Assumptions you didn't know you had.

Your public face.


Sometimes in looking through Facebook, it can seem that everyone's life is perfect, full of smiling children, exciting parties, exotic vacations, and clever status updates that inspire responses from many.  It's a way to link to new and interesting things you might find surfing the web, play a variety of electronic games, a way to promote new businesses, and it's even becoming a medium for true social change.

It's also a way to realize that some of the people you know are really really irritating.  But are they irritating only online, or does this illustrate a more general truth about who they are?

People have commonly assumed that people put forth their best public face on social networking sites, and that they present not a real version of themselves, but an idealized one.  A recent study conducted by Sam Gosling of the University of Texas at Austin, however, suggests that Facebook profiles result in fairly accurate representations of our personalities. Researchers asked participants to fill out questionnaires on the Big 5 personality measures of openness, conscientiousness, extraversion, agreeableness and neuroticism, listing both what they perceived themselves to be (their real self) and what they wished to be (their ideal self).  It turns out that when observers then rated their perceptions of the participants' profiles, the ratings matched pretty closely.  In other words, people's profiles were a good representation of their personality.
 "I was surprised by the findings because the widely held assumption is that people are using their profiles to promote an enhanced impression of themselves," says Gosling of the more than 700 million people worldwide who have online profiles. "In fact, our findings suggest that online social networking profiles convey rather accurate images of the profile owners, either because people aren't trying to look good or because they are trying and failing to pull it off."
Gosling argues that this "honesty" thus makes Facebook (and potentially other social networking sites) more like genuine social interaction, and that it fulfills many of the same functions.  He likens Facebook to using a telephone - allowing us to keep in contact with people with whom we might not keep in contact with otherwise. He makes the argument that his research shows that we really can trust the online personas people present to the world.

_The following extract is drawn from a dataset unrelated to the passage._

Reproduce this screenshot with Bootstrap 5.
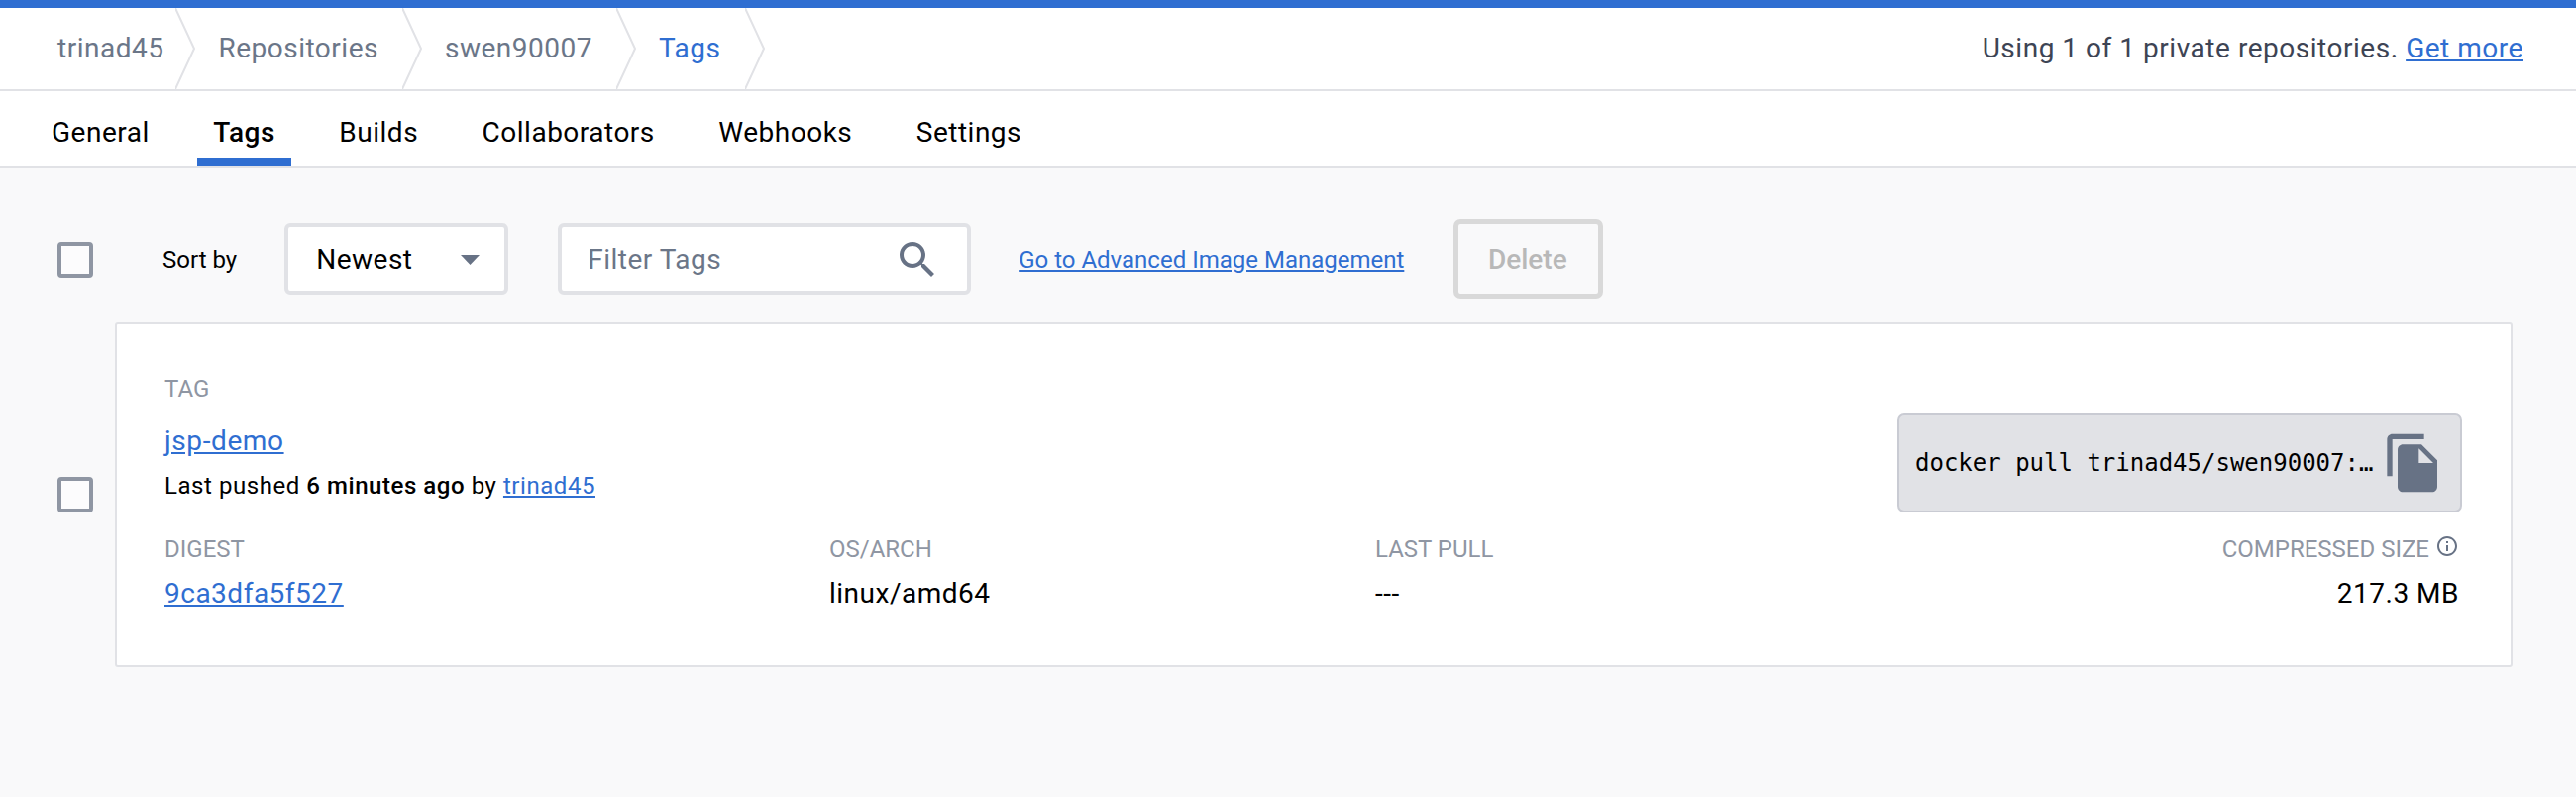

While I agree with these statements generally, I would also point out that online, particularly when posts can be made anonymous, many people are prone towards making statements that they would not make in real life.  The online framework provides a sense of anonymity which can sometimes result in online sharing of content that, if people reflected on it a bit, might not be information they want out there. There are consequences to this.  For example, in the recent past people have lost their jobs, cyberstalked their exes, inadvertently alerted their insurance companies to potential fraud, and even accidentally posted embarrassing photos of British spies in speedos.  While these are perhaps more extreme examples of the possible consequences of online over-sharing, it's rare to find a person that hasn't had some form of online gaffe.

In the past few weeks, I've gotten dozens of requests for letters of recommendation.  I'm willing happy to do so, and have, in the process, been advising students to make sure that any social networking sites are made private.  Recently, admissions committees have been using such materials to help make their decisions about which students to allow into programs.  And, Facebook does not seem to be helping students make that cut.
 A new survey of 500 top colleges found that 10% of admissions officers acknowledged looking at social-networking sites to evaluate applicants. Of those colleges making use of the online information, 38% said that what they saw "negatively affected" their views of the applicant.
So, a word to the wise. Keep up with the new privacy features on Facebook, and when they are instituted, update your privacy settings.  In the meantimes, make your profile private, consider the use of lists to control the flow of outgoing information, and most importantly, don't ever put anything on Facebook that you would be horrified to find the world at large viewing.  Once it is on the web, it is there forever. 

Remember, your mom could be watching.